A new study by researchers from McGill University and the University of Toronto finds a cross-partisan consensus on battling COVID-19 in Canada. Unlike in the U.S., this consensus is fostering broad agreement on the threats posed by the pandemic and the actions necessary to contain it – all of which is crucial to efforts to fight the virus.
“We know that public opinion tends to become polarized on highly salient issues, except when political leaders are in consensus. In the United States, there appears to be political and public polarization on the severity of the pandemic,” says co-author Aengus Bridgman, a PhD Candidate in Political Science at McGill University under the supervision of Dietlind Stolle. “Other evidence suggests that polarization is undermining compliance with social distancing.”
In a study for the Canadian Journal of Political Science, the researchers evaluate Canadians’ response to COVID-19 by analyzing data from the social media accounts of federal Members of Parliament (MPs), Google search trends, and public opinion surveys.
On social media, where platforms can often be sources of polarization, the researchers found no evidence of MPs from any party downplaying the pandemic. Surveying 2,500 Canadians between March 25 and 31, they also found no differences between partisan groups in terms of social distancing measures being taken. Conservative voters are just as likely to engage in social distancing as Liberal or NDP voters.
Similarly, there are no measurable differences across partisan lines in terms of how serious respondents believe the COVID-19 pandemic to be. The majority expressed some or a great deal of confidence in the federal government's response to date.

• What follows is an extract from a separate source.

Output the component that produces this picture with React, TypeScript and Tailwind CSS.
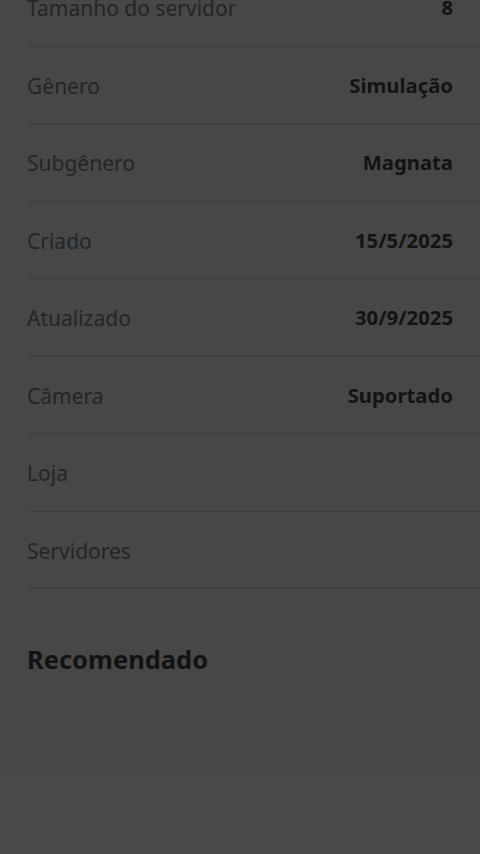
import React from "react";

const rows: [string, string][] = [
  ["Tamanho do servidor", "8"],
  ["Gênero", "Simulação"],
  ["Subgênero", "Magnata"],
  ["Criado", "15/5/2025"],
  ["Atualizado", "30/9/2025"],
  ["Câmera", "Suportado"],
  ["Loja", ""],
  ["Servidores", ""],
];

export default function App() {
  return (
    <div
      className="w-[480px] h-[854px] overflow-hidden bg-[#4a4a4a] flex flex-col"
      style={{ fontFamily: '"Noto Sans", "Open Sans", sans-serif' }}
    >
      <div className="bg-[#474747] h-[775px] flex flex-col overflow-hidden">
        <div className="-mt-[31px] pl-[27px] flex flex-col">
          {rows.map(([k, v]) => (
            <div
              key={k}
              className="h-[77.5px] flex items-center justify-between pr-[27px] border-b border-[#3e3e3e] shrink-0"
            >
              <span className="text-[21px] text-[#252525] leading-[28px] mt-[2px]">{k}</span>
              <span className="text-[20.3px] font-bold text-[#131313] leading-[28px]">{v}</span>
            </div>
          ))}
        </div>
        <div className="pl-[27px] pt-[52px]">
          <h2 className="text-[25.5px] font-bold text-[#121212] leading-[36px]">Recomendado</h2>
        </div>
      </div>
    </div>
  );
}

Yet there are still some differences. A third of Conservative respondents said they hold Justin Trudeau primarily responsible for the outbreak – twice as many as the share of Liberal partisans who assigned blame to the prime minister (15 per cent). Still, this is far less than the percentage of Conservatives who said the Chinese government was to blame for the outbreak (47 per cent).
According to the researchers, public unity is needed for coordinating society-wide measures to contain the pandemic, like social distancing or wearing masks. “During the COVID-19 pandemic individual citizens need to voluntarily sacrifice economic and social activity to protect others. Avoiding polarization is essential for an effective societal response to the pandemic,” says co-author Taylor Owen, an Associate Professor at the Max Bell School of Public Policy at McGill University.
About the study
“A Rare Moment of Cross-Partisan Consensus: Elite and Public Response to the COVID-19 Pandemic in Canada” by Eric Merkley, Aengus Bridgman, Peter John Loewen, Taylor Owen, Derek Ruths, and Oleg Zhilin of the Media Ecosystem Observatory (MEO) is published by the Canadian Journal of Political Science. The objective of MEO is to better understand the online harms and digital threats to democracy, and to safeguard against it. The Principal Investigators of MEO are Peter Loewen, Taylor Owen, and Derek Ruths.
About the Max Bell School of Public Policy
McGill’s Max Bell School of Public Policy is committed to the research, teaching, public outreach, and practical advocacy of sound public policy, with each of these four dimensions grounded in a solid understanding of the overall policy process, not merely as it is described in theory but as it exists in the real world, with all its imperfections and limitations. The principle-based design of policy solutions to important problems, the interaction of policy development with partisan politics, and knowledge of the workings of the machinery of government all play central roles in the activities of the Max Bell School.